13. TERMINATION OF SERVICE BY THE CUSTOMER. Upon providing the Company adequate information as to your identity, you may terminate Service by notifying the Company. All amounts due under the terms and conditions of the Service plan selected are immediately due and payable.
 

14. TERMINATION OF SERVICE BY THE COMPANY. The Company may immediately terminate or withhold Service to you without incurring any liability whatsoever for the following reasons: (a) nonpayment of any sum due for Service where your charges remain unpaid more than thirty (30) days following written notice of nonpayment from the Company mailed, postage prepaid, to your last known address; (b) your acts or omissions which constitute, in the reasonable opinion of the Company, a violation of or a failure to comply with any term of this contract, and where such violation or failure to comply with a term of this contract threatens to interfere with the Company's operations or its furnishing of Service to, or the use of Service by, another customer of the Company; (c) the implementation of any order of a court of competent jurisdiction, or of a federal or state regulatory authority of competent jurisdiction, prohibiting the Company from furnishing you Service; (d) where you have failed or neglected to tender any additional or required deposit within thirty (30) days of demand by the Company; or (e) where the Company reasonably deems partial or complete termination of Service is necessary to prevent unlawful use of its service.
 

     In the event your Service is partially or completely terminated for any of the reasons stated herein, you will remain responsible for all unpaid Service charges due and owing to the Company.
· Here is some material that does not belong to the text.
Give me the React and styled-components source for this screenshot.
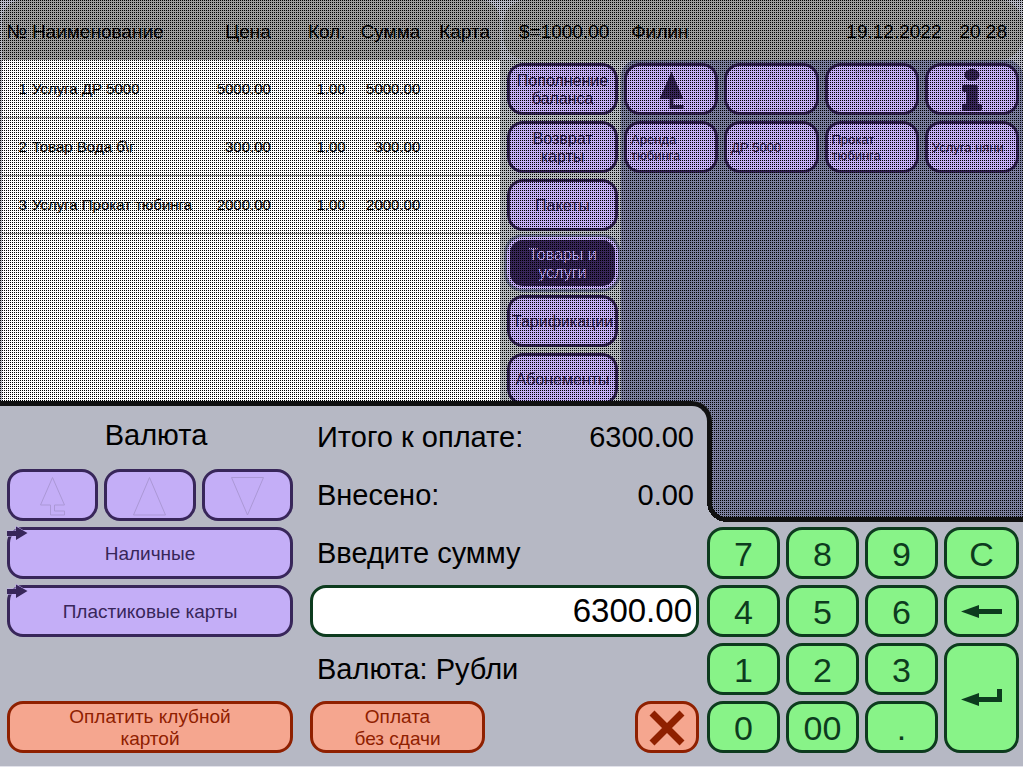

The Company will have the right to apply your deposit and any accrued interest to all cancellation charges and to all associated outstanding charges associated with your Service. If you seek reinstatement of Service following a partial or complete termination of Service by the Company, you may be required to pay the Company prior to the time Service is reinstated: (a) all accrued and unpaid charges; (b) a deposit.
 

15. TESTING AND INSPECTIONS. Without incurring any liability whatsoever, the Company may, at any time, interrupt the provision of Service to you in order to perform tests and inspections to assure compliance with this contract and/or the proper installation and operation of either your equipment and facilities or the Company’s equipment and facilities. The Company may continue such interruptions until any noncompliance or improper equipment or facilities identified is corrected.
 

16. NO WAIVER. Based on the circumstances presented, the Company may waive certain of the requirements stated herein. Such waiver will be limited to that set of specific circumstances and will not eliminate your obligation to continue to comply with the terms and conditions stated herein.